Wingfield reports, “All the latest Web browsers, including Internet Explorer, let consumers turn on a feature that prevents third-party browser cookies from being installed on their computers. But those settings aren’t always easy to find. Only one major browser, Apple’s Safari, is preset to block all third-party cookies, in the interest of user privacy.

Full article here.

[Thanks to MacDailyNews Readers too numerous to mention individually for the heads up.]

14 Comments

  1. No, what it says is that to compete with Google ads, et al., which come from Internet searches, it makes sense to reduce ad opportunities for competitors by making it harder for users to encounter these ads (hence, part of the reason for no Flash and the new Reader button in Safari). At the very least it does not hurt Apple’s business model to do so.

    Jobs argued that there is more money to be made inside of iOS apps, where, he maintains, more and more people are initiating searches instead of through web browser searches. IAds are not hurt by Safari’s ad reduction features.

    What will be interesting to watch is whether there is any conflict between iAds and user privacy. Do users opt in to iAd tracking?

  2. Over the years some “folk wisdom” has arisen in the IT world that:

    Open = Good
    Closed = Bad

    While that “wisdom” can be correctly proven for a great many things, it is by no means universally true. Meanwhile a corollary arose:

    PC/Windows = Open
    Apple/Mac = Closed

    This too, at one time could be proven much more easily than it can now, at least with regard to Macintosh and OS X.

    The point is, while these beliefs are still deeply held, they no longer bear themselves out as solidly in current facts. Apple, despite their past, now vigorously embraces many open standards, and in fact has been instrumental in embracing and championing some despite the market’s initial resistance.

    Having said that, Apple clearly wishes to stay in control of many products and services they offer. The iPhone SDK and the curated App Store a just two of many. Critics often use these as examples of how “closed” (bad) this is, but it’s really hard to argue with the success of these products and services for all three stakeholders: Consumers, Developers, and Apple shareholders.

    This article illustrates one example of how a “walled garden” approach, despite it being “closed”, is actually “better” for all involved.

  3. @Digital Mercenary

    “Flash is still alive if not well in Safari.”

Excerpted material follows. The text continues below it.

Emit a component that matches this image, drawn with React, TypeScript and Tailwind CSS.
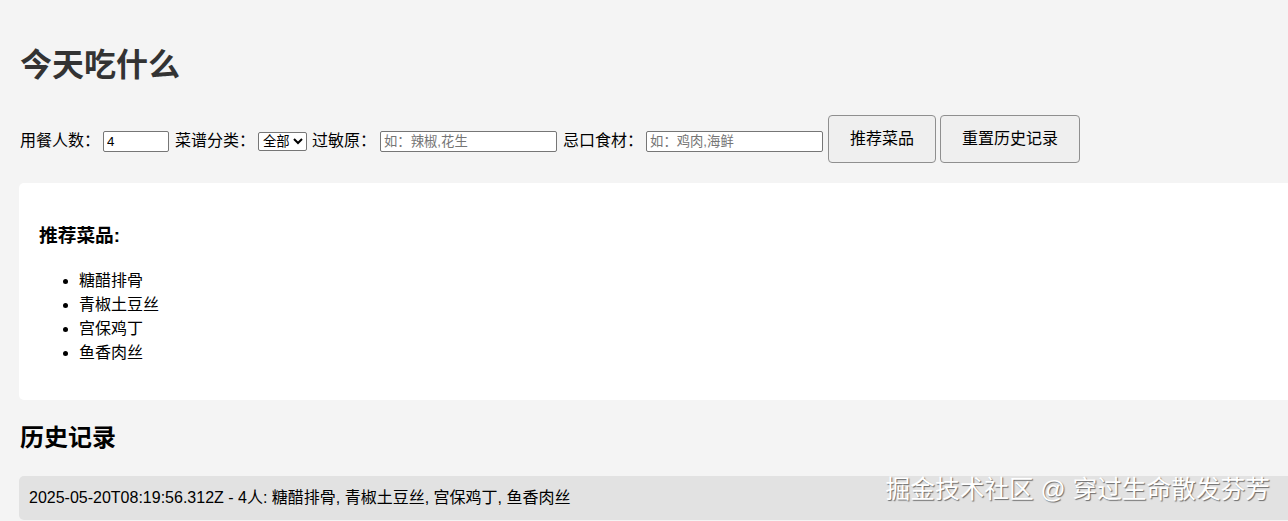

    Well, that’s right. That’s why the Reader button is there and not in the iPad Safari (not yet, at least), to help cut down the “clutter” (of mostly Flash ads). And I’m not quite saying this is all part of a conspiracy to strangle Google ad revenue under the “pretense” of privacy—on the desktop they don’t have the market share; however, unlike say Firefox who has a lucrative deal with Google to provide it income to subsidize its free distribution and therefore is compromised, Apple can afford greater privacy measures (especially if it is in line with, synergistic with, iAd promotion).

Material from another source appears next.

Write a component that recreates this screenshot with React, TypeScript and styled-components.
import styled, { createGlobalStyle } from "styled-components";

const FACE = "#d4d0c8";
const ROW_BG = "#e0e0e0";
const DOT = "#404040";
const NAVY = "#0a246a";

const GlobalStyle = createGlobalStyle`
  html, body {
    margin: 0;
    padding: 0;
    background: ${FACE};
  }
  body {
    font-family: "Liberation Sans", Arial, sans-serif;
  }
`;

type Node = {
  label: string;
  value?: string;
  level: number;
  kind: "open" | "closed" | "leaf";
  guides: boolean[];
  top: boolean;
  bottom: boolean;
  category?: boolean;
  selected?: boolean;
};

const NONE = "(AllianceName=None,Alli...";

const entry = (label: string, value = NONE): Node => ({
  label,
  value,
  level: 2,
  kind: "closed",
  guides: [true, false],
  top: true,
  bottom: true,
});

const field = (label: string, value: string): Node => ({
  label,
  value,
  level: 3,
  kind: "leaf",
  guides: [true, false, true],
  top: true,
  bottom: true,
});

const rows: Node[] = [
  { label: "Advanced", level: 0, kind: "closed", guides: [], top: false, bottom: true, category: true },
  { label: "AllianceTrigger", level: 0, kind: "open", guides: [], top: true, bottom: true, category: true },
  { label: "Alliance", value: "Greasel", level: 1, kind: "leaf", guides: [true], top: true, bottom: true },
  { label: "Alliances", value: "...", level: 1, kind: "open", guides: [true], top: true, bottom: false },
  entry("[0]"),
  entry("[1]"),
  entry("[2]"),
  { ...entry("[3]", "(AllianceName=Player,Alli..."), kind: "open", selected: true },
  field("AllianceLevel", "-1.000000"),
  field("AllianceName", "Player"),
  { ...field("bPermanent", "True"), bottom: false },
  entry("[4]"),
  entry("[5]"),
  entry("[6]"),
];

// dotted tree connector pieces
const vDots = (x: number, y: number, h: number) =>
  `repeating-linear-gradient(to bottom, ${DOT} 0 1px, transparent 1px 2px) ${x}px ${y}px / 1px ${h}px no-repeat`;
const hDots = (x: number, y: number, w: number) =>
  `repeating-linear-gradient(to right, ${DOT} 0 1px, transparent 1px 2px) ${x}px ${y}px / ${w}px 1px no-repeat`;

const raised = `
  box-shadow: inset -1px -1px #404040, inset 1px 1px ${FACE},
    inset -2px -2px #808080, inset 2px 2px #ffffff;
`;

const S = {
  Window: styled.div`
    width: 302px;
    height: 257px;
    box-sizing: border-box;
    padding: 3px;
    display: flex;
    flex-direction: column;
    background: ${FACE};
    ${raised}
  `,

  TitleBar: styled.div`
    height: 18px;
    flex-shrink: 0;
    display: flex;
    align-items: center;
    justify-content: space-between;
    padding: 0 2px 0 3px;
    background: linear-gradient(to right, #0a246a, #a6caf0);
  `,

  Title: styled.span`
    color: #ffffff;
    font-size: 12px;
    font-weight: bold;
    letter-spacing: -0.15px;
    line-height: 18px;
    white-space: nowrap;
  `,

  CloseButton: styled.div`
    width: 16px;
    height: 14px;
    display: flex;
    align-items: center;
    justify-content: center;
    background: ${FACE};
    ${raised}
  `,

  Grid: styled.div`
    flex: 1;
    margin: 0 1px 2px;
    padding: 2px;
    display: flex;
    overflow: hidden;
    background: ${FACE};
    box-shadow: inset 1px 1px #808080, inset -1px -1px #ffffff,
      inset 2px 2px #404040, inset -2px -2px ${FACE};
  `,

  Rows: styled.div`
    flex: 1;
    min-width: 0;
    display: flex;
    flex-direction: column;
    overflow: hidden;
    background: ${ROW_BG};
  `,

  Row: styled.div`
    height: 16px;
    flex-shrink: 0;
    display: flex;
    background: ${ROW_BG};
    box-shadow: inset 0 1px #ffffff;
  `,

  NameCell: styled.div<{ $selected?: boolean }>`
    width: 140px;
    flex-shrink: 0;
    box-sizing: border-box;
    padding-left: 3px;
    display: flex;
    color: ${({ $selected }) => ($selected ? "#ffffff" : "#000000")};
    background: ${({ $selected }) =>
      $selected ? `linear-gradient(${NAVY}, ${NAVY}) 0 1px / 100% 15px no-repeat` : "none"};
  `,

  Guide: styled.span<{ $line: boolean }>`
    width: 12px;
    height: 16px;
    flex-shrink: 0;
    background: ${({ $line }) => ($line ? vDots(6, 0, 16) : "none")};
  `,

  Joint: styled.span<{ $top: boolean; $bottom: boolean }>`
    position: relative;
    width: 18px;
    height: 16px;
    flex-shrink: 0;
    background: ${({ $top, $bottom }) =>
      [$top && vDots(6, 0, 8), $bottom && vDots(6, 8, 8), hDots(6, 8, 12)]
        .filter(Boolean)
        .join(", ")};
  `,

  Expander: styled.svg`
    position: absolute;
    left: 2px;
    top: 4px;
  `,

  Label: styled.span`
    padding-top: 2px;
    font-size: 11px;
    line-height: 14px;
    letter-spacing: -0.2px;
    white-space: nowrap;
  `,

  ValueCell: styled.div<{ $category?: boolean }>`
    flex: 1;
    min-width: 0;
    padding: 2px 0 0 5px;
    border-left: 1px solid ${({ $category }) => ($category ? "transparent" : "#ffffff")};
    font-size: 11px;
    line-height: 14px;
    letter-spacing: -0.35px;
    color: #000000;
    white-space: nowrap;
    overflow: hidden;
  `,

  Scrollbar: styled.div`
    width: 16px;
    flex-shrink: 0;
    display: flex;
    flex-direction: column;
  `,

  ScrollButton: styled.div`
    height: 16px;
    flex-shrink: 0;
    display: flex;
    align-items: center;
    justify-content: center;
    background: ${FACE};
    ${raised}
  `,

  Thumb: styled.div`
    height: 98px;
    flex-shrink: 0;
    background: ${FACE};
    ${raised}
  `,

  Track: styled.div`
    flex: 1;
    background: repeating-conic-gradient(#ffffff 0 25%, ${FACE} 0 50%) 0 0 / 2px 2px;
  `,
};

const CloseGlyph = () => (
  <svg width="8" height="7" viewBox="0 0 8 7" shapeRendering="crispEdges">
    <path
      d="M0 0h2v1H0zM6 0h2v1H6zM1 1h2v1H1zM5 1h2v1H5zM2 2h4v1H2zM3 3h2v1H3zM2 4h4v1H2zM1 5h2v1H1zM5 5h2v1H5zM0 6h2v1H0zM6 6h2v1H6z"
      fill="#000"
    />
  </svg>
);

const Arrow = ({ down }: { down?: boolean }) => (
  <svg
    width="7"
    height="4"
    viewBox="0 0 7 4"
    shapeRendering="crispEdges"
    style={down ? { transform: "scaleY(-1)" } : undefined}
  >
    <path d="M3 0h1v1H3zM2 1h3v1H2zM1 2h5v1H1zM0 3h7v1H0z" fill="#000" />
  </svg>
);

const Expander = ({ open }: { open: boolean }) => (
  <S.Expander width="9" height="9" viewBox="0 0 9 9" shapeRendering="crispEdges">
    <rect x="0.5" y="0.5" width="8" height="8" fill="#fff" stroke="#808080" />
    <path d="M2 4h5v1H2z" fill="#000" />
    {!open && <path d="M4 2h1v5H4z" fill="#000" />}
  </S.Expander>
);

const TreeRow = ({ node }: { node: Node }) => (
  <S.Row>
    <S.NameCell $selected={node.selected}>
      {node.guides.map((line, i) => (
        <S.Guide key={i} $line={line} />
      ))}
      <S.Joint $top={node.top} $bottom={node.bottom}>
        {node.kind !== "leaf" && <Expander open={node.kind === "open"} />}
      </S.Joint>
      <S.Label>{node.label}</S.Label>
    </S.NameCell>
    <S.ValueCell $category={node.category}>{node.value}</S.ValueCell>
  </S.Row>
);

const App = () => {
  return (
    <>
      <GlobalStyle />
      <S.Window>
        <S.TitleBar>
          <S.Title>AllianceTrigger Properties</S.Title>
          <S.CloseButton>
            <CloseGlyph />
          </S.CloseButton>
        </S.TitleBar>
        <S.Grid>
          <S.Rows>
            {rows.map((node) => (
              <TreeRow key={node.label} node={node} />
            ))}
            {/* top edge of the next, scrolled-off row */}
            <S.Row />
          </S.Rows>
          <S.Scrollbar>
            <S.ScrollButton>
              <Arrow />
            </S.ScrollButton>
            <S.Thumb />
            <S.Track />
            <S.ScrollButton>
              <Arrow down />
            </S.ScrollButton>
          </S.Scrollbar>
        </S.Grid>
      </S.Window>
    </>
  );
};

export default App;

  4. “They ended up with something pretty excellent,” says Mr. Rothenberg of the Interactive Advertising Bureau.

    “Pretty excellent” for both of them, not so “excellent” for users being tracked.

    And worse: Even if you turn off third party cookies, when you exit and enter again, it is again “on”, so every time you enter IE you have to turn it off. That is not “excellent” for me. It is lack of respect for me.

    This is another reason to use a Mac®

    Shit happens, sometimes®

  5. So, MS decided it wanted to track users via IE… and this is news because… of what??? Many tech-literate ppl knew that they (MS) whould do this someday… which is why we switched to another (more secure) browser… suck that Ballmer.

  6. As I posted at one of the articles about this farce:

    Marketing Morons At Work

    “Microsoft built its browser so that users must deliberately turn on privacy settings every time they start up the software.”

    Therefore, yet again, the Marketing Morons have managed to screw up something else. By all means treat the customer as a source of cash and nothing more.

    Then consider the fact that Microsoft is currently run by a Marketing Moron, Steve Ballmer. This is how companies die.

    A Marketing Maven treats the customer with respect. They know the customer pays the bills and keeps the company running and dictates what is good product and what is bad. The customer runs the show.